[EXERCISE DESCRIPTION] Copy, from the entries below, each line in which the string "styles" appears.

[RECORDED INFORMATION]

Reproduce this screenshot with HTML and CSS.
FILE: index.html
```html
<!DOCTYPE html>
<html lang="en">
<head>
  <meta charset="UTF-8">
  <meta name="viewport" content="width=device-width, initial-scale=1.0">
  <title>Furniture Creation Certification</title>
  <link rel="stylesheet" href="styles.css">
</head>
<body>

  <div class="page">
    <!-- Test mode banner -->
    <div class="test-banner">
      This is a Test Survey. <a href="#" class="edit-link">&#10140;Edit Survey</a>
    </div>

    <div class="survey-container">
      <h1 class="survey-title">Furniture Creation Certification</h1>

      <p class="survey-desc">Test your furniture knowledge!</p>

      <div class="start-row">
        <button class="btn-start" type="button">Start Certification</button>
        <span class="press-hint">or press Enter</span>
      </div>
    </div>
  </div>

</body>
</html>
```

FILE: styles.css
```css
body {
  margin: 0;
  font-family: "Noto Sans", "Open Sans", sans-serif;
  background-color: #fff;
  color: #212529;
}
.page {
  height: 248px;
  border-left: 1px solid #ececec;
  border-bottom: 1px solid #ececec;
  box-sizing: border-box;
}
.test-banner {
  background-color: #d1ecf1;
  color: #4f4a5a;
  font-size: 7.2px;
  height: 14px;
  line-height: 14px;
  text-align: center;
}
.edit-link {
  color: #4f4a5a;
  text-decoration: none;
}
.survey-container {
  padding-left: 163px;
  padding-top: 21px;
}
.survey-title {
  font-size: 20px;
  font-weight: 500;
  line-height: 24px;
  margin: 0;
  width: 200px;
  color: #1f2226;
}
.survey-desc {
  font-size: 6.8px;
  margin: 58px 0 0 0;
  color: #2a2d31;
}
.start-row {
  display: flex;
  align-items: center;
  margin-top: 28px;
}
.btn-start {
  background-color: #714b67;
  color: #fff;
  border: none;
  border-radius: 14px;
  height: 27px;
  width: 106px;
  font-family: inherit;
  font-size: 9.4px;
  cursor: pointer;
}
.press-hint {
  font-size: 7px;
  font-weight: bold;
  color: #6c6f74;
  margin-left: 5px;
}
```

* * *

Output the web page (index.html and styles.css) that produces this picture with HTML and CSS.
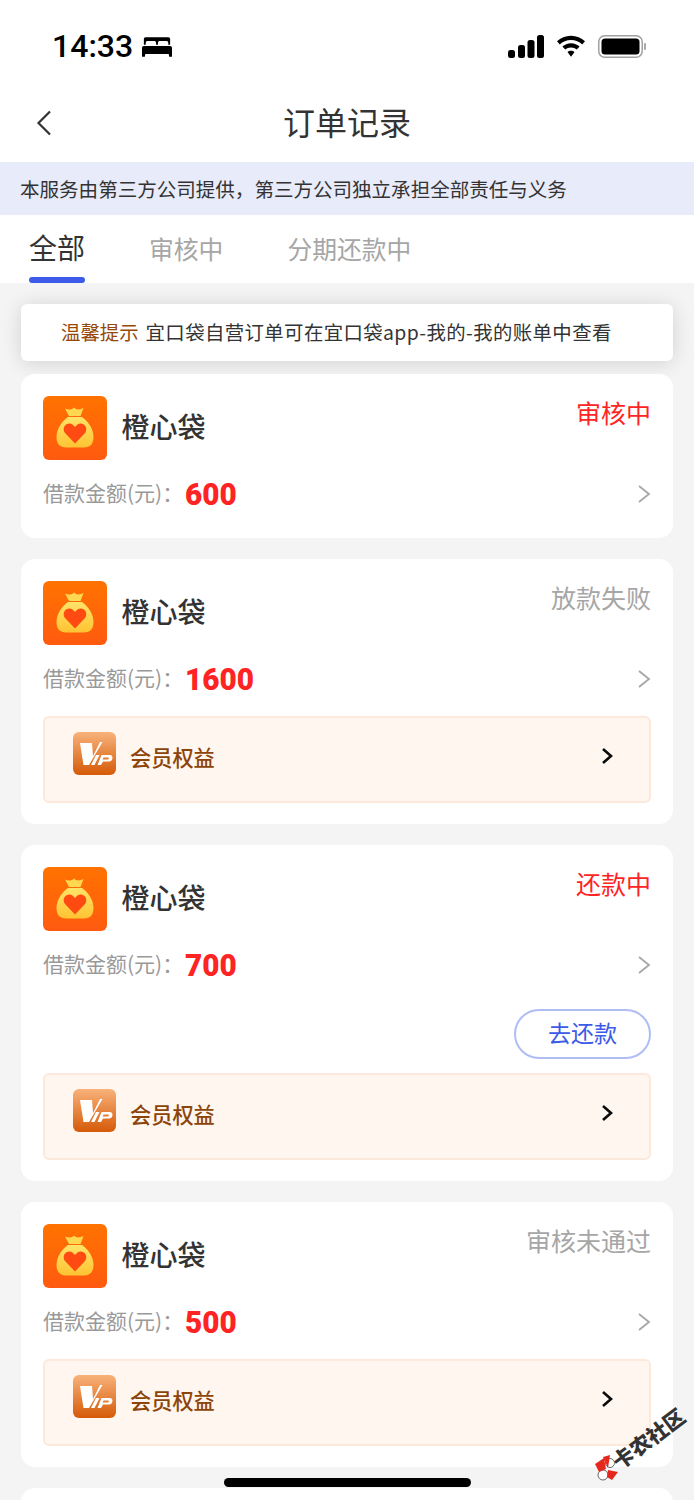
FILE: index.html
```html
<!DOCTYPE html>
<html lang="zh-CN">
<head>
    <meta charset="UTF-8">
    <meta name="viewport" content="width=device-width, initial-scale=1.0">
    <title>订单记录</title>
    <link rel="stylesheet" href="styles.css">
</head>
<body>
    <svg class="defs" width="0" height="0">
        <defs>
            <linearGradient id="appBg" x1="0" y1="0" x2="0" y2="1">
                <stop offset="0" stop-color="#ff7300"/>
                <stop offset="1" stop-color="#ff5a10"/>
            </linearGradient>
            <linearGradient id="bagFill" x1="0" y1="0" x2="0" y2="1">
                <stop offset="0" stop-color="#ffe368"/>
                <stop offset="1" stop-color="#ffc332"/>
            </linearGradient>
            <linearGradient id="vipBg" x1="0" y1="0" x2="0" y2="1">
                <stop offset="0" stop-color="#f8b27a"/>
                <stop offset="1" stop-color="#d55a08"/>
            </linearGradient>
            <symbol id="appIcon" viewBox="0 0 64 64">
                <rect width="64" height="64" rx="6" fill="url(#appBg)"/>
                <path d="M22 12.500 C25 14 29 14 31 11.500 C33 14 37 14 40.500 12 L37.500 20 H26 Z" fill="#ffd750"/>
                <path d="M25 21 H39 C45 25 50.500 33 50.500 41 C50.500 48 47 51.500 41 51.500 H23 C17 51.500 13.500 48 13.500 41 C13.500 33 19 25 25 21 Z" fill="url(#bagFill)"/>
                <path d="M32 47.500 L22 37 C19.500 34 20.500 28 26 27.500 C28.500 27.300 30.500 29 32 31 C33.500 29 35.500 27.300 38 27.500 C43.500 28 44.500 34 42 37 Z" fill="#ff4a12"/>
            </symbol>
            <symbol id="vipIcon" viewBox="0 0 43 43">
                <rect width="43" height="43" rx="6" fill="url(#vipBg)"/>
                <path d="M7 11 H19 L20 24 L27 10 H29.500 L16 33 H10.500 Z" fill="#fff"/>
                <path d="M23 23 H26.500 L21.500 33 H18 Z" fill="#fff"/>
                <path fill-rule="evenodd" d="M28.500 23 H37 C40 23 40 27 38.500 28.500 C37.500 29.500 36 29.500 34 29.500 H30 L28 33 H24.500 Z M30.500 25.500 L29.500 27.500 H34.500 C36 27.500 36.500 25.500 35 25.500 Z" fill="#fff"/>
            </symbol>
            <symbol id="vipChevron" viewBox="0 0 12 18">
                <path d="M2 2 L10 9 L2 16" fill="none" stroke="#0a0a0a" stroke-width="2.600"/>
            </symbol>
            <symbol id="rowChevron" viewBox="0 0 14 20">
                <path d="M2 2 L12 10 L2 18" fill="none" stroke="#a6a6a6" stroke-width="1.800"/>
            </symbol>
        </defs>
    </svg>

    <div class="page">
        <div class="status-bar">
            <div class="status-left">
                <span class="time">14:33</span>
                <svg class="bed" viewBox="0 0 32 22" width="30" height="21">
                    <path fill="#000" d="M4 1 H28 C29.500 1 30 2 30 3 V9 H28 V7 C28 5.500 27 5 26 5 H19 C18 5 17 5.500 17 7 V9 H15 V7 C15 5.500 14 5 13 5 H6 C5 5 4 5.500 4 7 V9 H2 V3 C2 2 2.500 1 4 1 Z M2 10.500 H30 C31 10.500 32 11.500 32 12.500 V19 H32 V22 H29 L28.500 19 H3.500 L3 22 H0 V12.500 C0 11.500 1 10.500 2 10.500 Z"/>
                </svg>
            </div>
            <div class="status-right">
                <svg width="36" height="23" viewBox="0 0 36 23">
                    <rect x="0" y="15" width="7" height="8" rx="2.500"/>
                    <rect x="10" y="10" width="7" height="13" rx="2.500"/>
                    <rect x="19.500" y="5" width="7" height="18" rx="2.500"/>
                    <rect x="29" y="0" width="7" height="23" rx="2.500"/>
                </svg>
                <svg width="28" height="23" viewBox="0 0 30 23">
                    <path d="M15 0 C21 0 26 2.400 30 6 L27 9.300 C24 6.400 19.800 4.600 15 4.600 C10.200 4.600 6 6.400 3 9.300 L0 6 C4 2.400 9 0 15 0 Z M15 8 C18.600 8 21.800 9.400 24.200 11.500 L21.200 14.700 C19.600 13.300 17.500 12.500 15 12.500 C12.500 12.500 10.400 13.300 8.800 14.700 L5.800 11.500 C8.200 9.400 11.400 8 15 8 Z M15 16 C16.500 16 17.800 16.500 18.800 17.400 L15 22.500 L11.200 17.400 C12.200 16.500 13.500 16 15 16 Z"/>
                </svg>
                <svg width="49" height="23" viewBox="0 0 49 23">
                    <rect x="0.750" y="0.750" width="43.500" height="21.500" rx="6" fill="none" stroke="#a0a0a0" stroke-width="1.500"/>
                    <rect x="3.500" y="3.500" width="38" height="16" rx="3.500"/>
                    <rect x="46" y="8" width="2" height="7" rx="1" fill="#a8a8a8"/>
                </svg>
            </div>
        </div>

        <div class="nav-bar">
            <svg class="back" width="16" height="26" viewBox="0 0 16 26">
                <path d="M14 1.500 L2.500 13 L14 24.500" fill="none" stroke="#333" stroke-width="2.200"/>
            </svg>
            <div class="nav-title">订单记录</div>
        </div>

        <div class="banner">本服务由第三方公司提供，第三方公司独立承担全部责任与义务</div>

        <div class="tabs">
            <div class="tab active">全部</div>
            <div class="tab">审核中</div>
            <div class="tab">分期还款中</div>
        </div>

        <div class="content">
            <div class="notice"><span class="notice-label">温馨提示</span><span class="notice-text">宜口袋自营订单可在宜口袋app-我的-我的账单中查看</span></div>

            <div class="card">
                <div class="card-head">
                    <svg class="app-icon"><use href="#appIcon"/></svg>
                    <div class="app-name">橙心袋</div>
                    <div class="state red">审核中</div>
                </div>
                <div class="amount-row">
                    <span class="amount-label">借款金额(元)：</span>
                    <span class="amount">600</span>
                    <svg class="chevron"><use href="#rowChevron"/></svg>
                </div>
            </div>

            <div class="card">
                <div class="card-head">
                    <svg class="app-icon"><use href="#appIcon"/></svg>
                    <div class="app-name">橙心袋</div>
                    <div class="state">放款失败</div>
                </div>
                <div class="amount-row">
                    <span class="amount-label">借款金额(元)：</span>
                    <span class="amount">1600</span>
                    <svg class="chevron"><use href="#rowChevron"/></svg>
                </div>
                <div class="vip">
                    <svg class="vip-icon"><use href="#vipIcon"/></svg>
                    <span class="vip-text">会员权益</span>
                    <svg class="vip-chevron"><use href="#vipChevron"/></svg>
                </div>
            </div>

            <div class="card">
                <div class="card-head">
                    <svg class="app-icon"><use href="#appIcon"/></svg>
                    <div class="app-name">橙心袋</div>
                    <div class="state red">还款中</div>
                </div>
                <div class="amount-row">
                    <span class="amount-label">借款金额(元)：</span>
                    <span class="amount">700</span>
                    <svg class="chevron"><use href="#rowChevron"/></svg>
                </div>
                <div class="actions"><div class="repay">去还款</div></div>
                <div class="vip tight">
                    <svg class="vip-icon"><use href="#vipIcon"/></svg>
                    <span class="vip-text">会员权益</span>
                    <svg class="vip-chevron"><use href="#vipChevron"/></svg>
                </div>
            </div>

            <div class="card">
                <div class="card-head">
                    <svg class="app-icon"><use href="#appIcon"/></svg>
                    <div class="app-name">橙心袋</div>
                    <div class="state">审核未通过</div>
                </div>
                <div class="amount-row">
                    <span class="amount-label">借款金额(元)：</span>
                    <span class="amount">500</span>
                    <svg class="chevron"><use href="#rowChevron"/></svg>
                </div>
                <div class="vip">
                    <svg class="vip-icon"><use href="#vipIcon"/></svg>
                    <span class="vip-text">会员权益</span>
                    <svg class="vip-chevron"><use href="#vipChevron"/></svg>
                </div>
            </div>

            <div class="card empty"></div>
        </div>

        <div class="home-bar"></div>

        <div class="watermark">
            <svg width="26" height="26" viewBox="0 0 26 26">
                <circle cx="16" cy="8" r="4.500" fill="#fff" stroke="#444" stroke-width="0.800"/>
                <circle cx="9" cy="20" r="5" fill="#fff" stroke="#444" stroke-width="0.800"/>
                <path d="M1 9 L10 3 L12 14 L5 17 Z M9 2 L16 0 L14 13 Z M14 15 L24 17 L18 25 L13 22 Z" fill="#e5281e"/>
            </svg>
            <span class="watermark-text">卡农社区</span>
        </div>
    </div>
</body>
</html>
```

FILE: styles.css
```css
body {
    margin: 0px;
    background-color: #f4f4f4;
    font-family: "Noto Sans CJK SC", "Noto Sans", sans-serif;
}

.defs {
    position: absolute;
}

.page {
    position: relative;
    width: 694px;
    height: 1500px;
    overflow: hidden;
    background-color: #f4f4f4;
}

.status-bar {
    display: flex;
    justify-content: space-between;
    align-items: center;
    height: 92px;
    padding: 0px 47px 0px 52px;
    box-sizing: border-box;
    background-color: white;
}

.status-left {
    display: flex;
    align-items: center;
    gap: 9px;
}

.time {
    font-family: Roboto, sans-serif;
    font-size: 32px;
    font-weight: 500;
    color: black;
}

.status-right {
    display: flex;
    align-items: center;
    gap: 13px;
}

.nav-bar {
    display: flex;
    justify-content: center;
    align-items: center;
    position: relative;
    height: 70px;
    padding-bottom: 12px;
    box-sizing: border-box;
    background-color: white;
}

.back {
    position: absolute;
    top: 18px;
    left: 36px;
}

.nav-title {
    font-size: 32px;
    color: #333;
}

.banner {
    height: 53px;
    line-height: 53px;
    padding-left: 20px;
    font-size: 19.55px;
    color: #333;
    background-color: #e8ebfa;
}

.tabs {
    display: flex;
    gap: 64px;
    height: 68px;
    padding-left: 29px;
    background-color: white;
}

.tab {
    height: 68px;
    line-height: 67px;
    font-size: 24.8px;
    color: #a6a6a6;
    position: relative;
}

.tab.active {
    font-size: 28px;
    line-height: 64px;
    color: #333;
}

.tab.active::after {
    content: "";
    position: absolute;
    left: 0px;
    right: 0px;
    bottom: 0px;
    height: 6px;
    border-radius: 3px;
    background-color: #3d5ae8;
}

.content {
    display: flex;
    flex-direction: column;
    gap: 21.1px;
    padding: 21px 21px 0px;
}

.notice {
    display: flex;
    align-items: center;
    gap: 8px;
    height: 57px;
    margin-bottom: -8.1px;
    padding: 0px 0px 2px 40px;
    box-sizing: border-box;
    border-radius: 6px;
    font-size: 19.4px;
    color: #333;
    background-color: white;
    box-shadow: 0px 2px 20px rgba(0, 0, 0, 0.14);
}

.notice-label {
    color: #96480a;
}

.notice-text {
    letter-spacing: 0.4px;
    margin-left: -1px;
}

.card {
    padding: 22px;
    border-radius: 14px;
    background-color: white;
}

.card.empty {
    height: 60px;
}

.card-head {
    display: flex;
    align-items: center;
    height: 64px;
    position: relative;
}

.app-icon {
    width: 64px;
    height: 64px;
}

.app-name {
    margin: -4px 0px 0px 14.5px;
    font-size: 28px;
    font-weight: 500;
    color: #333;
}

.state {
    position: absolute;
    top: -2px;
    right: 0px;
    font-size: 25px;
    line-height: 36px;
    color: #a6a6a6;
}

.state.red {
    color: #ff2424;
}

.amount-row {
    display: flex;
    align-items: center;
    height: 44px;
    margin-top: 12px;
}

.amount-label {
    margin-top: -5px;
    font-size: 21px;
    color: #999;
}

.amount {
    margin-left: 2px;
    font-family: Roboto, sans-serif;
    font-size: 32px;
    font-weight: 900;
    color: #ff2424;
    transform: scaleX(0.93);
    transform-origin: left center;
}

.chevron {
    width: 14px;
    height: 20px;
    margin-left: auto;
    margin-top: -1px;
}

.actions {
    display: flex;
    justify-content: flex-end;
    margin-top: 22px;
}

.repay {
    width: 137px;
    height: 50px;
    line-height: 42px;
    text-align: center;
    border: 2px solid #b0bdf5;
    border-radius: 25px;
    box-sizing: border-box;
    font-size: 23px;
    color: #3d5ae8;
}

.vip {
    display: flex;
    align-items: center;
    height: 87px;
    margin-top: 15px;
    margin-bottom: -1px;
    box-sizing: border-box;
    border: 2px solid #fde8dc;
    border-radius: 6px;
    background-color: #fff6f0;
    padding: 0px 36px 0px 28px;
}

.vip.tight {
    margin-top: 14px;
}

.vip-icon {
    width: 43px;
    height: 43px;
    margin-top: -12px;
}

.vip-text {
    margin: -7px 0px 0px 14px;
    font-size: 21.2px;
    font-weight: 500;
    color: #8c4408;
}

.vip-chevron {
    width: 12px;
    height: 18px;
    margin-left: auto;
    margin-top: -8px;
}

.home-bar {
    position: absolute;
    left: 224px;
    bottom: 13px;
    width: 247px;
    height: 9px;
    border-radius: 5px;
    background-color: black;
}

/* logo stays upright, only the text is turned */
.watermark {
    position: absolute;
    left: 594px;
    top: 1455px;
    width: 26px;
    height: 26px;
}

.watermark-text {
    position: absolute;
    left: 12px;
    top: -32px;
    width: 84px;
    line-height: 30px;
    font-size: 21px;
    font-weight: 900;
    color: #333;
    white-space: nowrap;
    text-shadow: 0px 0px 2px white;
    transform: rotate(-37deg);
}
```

---

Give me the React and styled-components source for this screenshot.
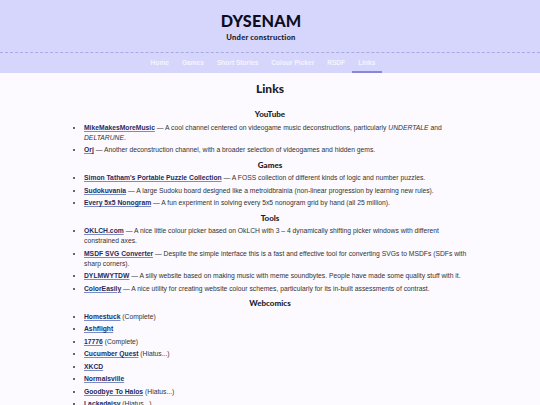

[THE ANSWER]
  <link rel="stylesheet" href="styles.css">
FILE: styles.css
Output the web page (index.html and styles.css) that produces this picture with HTML and CSS.
    <link rel="stylesheet" href="styles.css">
FILE: styles.css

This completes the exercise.